В ней заморские птицы помещены на ветвях фантастических цветов, и если некоторые из них вдохновлены пряничными формами, то другие созданы несомненно под влиянием лубочных картин, имевших широкий сбыт в Московском государстве. Верхняя полоса орнамента исполнена под сильным французским влиянием, господствовавшим во всей Европе и в частности в России с половины ХVIII века. Всевозможные лубочные картины, известные у нас еще в XVI веке (Забелин, «Домашний быт русских царей», стр. 169), в последующую эпоху получили более широкое распространение; ввозимые с Запада и гравируемые у нас в России, они украшали хоромы царевны Софии Алексеевны, в 1686 году были в домовой казне патриарха Никона в количестве 270 листов, были у Голицына и Артамона Матвеева и составляли необходимую принадлежность каждой крестьянской избы (Ровинский, т. I, «Народные русские картины»). В эпоху их большего распространения, при Петре, они, вместе с пряничными формами, дают новые мотивы украшения тканей, причем, вероятно, первые клише прямо печатали на материи, без соблюдения какого-либо порядка или связи, а подбирая одно клише к другому и заполняя ткань постепенно совершенно случайными сюжетами тех форм, которые оказались под руками (рис. 40). Таким образом, на большой занавеси, хранящейся в Смоленском музе княгини Тенишевой, рядом с райской птицей, заключенной в орнаментованную окружность, попали пирующие франты в камзолах, с дамами в костюмах той же эпохи, Полкан-богатырь, сражение царя Александра (Македонского) с неизвестным богатырем, охота на птицу и др. сюжеты, окаймленные однотонным орнаментным бордюром.
Но подобный набор клише, предназначенных для другой цели (для печатания лубков), не мог отвечать вполне тем декоративным требованиям, которые предъявлялись к набойке. Штрихи клише были слишком тонки для ткани и давали вялые рисунки. Появились специальные доски с подобными фигурами, которыми и стали набивать ткани, шедшие, главным образом, на занавески всевозможных сортов. Пошиб рисунка этих светских сюжетов на первых порах сохраняет иконописный характер рисунка, условный и аскетический, но, благодаря лубкам, постепенно оживляется и приобретает новый пошиб, в котором сказалась переживаемая народом эпоха.
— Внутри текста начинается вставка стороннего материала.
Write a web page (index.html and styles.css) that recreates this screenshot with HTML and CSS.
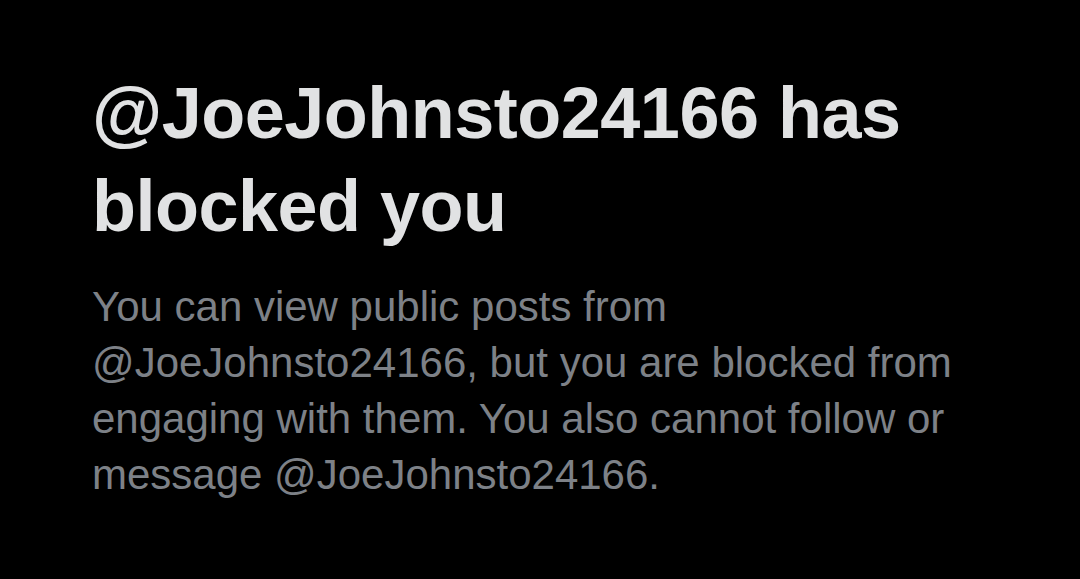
FILE: index.html
```html
<!DOCTYPE html>
<html lang="en">
<head>
    <meta charset="UTF-8">
    <meta name="viewport" content="width=device-width, initial-scale=1.0">
    <title>Blocked</title>
    <link rel="stylesheet" href="styles.css">
</head>
<body>
    <div class="blocked">
        <h1 class="blocked-title">@JoeJohnsto24166 has blocked you</h1>
        <p class="blocked-text">You can view public posts from @JoeJohnsto24166, but you are blocked from engaging with them. You also cannot follow or message @JoeJohnsto24166.</p>
    </div>
</body>
</html>
```

FILE: styles.css
```css
:root {
    --bg-color: #000000;
    --primary-text: #e1e2e3;
    --secondary-text: #7d8187;
}

* {
    box-sizing: border-box;
    margin: 0;
    padding: 0;
}

body {
    font-family: "Liberation Sans", Arial, sans-serif;
    background-color: var(--bg-color);
    min-height: 100vh;
}

.blocked {
    padding: 67px 0 0 92px;
    max-width: 1000px;
}

.blocked-title {
    color: var(--primary-text);
    font-size: 72px;
    line-height: 93px;
    font-weight: 700;
    letter-spacing: -0.5px;
    max-width: 840px;
}

.blocked-text {
    margin-top: 26px;
    color: var(--secondary-text);
    font-size: 42px;
    line-height: 56px;
    max-width: 900px;
}
```
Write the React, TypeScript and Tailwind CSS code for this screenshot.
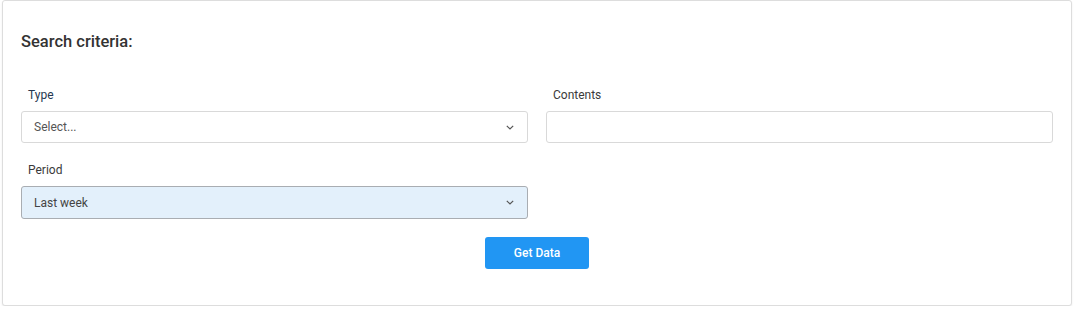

Рисунок 41 представляет одну из занавесей петровского времени, с богатой каймой сверху в стиле Людовика ХIV, причем формы узора над двумя птичками напоминают те каменные сандрики над окнами, которых так много дошло до нас от петровского времени. В костюмах двух воинов, едущих навстречу друг другу, сказалась эпоха Великого Преобразователя, с его продолжительными войнами и введенным новым обмундированием. Головной убор, короткий камзол с шитьем на груди и отогнутыми фалдами, короткие штаны, чулки и башмаки с пряжками передают тип рейтара этого царя. Резчик, делавший эту доску, не мог отрешиться от геройских преданий старины и, изобразив современного ему всадника, чертами лица напоминающего самого царя, поместил в левом углу картины титульную надпись: «Сильный богатырь Усыння Горынныч». Едущий навстречу первому, всадник одет в кольчугу, на нем круглая шляпа и развевающийся за плечами плащ. В правой руке он держит направленное на врага копье с флюгаркой. Назван он просто «Сильный богатырь». Любопытно отметить, что на этом и на многих других клише этой эпохи при резьбе надписей не принято в расчет, что, вырезанные на доске как следует для чтения, при набивке ткани они выйдут наоборот, что мы и видим на рисунке.